** BEGIN **

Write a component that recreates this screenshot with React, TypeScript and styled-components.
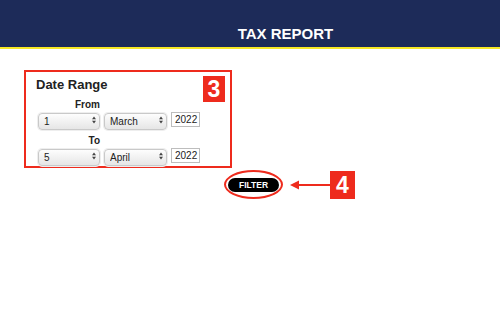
import styled, { createGlobalStyle } from 'styled-components'

const GlobalStyle = createGlobalStyle`
  html, body {
    margin: 0;
    padding: 0;
    background: #ffffff;
    font-family: "Liberation Sans", Arial, sans-serif;
  }
`

const RED = '#ee2b1d'

const Header = styled.header`
  height: 49px;
  box-sizing: border-box;
  padding: 25px 0 0 71px;
  background: #1d2b59;
  border-bottom: 2px solid #f7e826;
  display: flex;
  justify-content: center;
`

const Title = styled.h1`
  margin: 0;
  font-size: 15px;
  line-height: 17px;
  font-weight: bold;
  color: #ffffff;
`

const Panel = styled.section`
  position: relative;
  box-sizing: border-box;
  width: 208px;
  height: 98px;
  margin: 21px 0 0 24px;
  padding: 5px 10px 0 10px;
  border: 2px solid ${RED};
`

const PanelTitle = styled.h2`
  margin: 0;
  font-size: 13px;
  line-height: 15px;
  font-weight: bold;
  color: #222222;
`

const Fields = styled.div`
  margin: 7px 0 0 2px;
  display: flex;
  flex-direction: column;
`

const FieldLabel = styled.div<{ $gap?: number }>`
  width: 62px;
  margin-top: ${({ $gap }) => $gap ?? 0}px;
  text-align: right;
  font-size: 10px;
  line-height: 12px;
  font-weight: bold;
  color: #222222;
`

const Row = styled.div`
  display: flex;
  align-items: center;
  gap: 4px;
  height: 17px;
`

const SelectWrap = styled.div<{ $w: number }>`
  position: relative;
  width: ${({ $w }) => $w}px;
  height: 17px;
`

const Select = styled.select`
  appearance: none;
  -webkit-appearance: none;
  width: 100%;
  height: 100%;
  box-sizing: border-box;
  margin: 0;
  padding: 0 0 0 5px;
  border: 1px solid #c9c9c9;
  border-radius: 4px;
  background: linear-gradient(#fdfdfd, #e6e6e6);
  font-family: "Liberation Sans", Arial, sans-serif;
  font-size: 10px;
  color: #222222;
  box-shadow: 0 0 0 1px #eeeeee;
`

const Arrows = styled.svg`
  position: absolute;
  right: 4px;
  top: 5px;
  pointer-events: none;
`

const YearInput = styled.input`
  box-sizing: border-box;
  width: 29px;
  height: 15px;
  margin: 0;
  padding: 0 0 0 3px;
  border: 1px solid #bdbdbd;
  font-family: "Liberation Sans", Arial, sans-serif;
  font-size: 10px;
  color: #222222;
  background: #ffffff;
`

const Badge = styled.div<{ $w: number; $h: number }>`
  width: ${({ $w }) => $w}px;
  height: ${({ $h }) => $h}px;
  background: ${RED};
  color: #ffffff;
  font-weight: bold;
  font-size: 23px;
  line-height: ${({ $h }) => $h}px;
  text-align: center;
  flex-shrink: 0;
`

const PanelBadge = styled(Badge)`
  position: absolute;
  top: 4px;
  right: 5px;
`

const ActionRow = styled.div`
  display: flex;
  align-items: center;
  margin: 2px 0 0 224px;
`

const Ring = styled.div`
  box-sizing: border-box;
  width: 59px;
  height: 29px;
  border: 2px solid ${RED};
  border-radius: 50%;
  display: flex;
  align-items: center;
  justify-content: center;
`

const FilterButton = styled.button`
  width: 51px;
  height: 14px;
  padding: 0;
  border: none;
  border-radius: 7px;
  background: #000000;
  color: #ffffff;
  font-family: "Liberation Sans", Arial, sans-serif;
  font-size: 8.5px;
  font-weight: bold;
  line-height: 14px;
`

const UpDown = () => (
  <Arrows width="4" height="8" viewBox="0 0 4 8">
    <path d="M0 3.2 L2 0.5 L4 3.2 Z" fill="#444" />
    <path d="M0 4.8 L2 7.5 L4 4.8 Z" fill="#444" />
  </Arrows>
)

const months = [
  'January', 'February', 'March', 'April', 'May', 'June',
  'July', 'August', 'September', 'October', 'November', 'December',
]

const DateRow = ({ day, month, year }: { day: number; month: string; year: string }) => (
  <Row>
    <SelectWrap $w={62}>
      <Select defaultValue={day}>
        {Array.from({ length: 31 }, (_, i) => (
          <option key={i} value={i + 1}>{i + 1}</option>
        ))}
      </Select>
      <UpDown />
    </SelectWrap>
    <SelectWrap $w={63}>
      <Select defaultValue={month}>
        {months.map((m) => (
          <option key={m} value={m}>{m}</option>
        ))}
      </Select>
      <UpDown />
    </SelectWrap>
    <YearInput defaultValue={year} />
  </Row>
)

export default function App() {
  return (
    <>
      <GlobalStyle />
      <Header>
        <Title>TAX REPORT</Title>
      </Header>
      <Panel>
        <PanelTitle>Date Range</PanelTitle>
        <Fields>
          <FieldLabel>From</FieldLabel>
          <DateRow day={1} month="March" year="2022" />
          <FieldLabel $gap={7}>To</FieldLabel>
          <DateRow day={5} month="April" year="2022" />
        </Fields>
        <PanelBadge $w={22} $h={26}>3</PanelBadge>
      </Panel>
      <ActionRow>
        <Ring>
          <FilterButton>FILTER</FilterButton>
        </Ring>
        <svg width="47" height="12" viewBox="0 0 47 12">
          <path d="M12 6 H47" stroke={RED} strokeWidth="2" />
          <path d="M7 6 L16 1.5 L16 10.5 Z" fill={RED} />
        </svg>
        <Badge $w={25} $h={28}>4</Badge>
      </ActionRow>
    </>
  )
}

** END **

What this task involves:
Pictures stay out. Repeat only the lines from the beginning of the data through the line that has "const RED = '#ee2b1d'".

The result:
Write a component that recreates this screenshot with React, TypeScript and styled-components.
import styled, { createGlobalStyle } from 'styled-components'

const GlobalStyle = createGlobalStyle`
  html, body {
    margin: 0;
    padding: 0;
    background: #ffffff;
    font-family: "Liberation Sans", Arial, sans-serif;
  }
`

const RED = '#ee2b1d'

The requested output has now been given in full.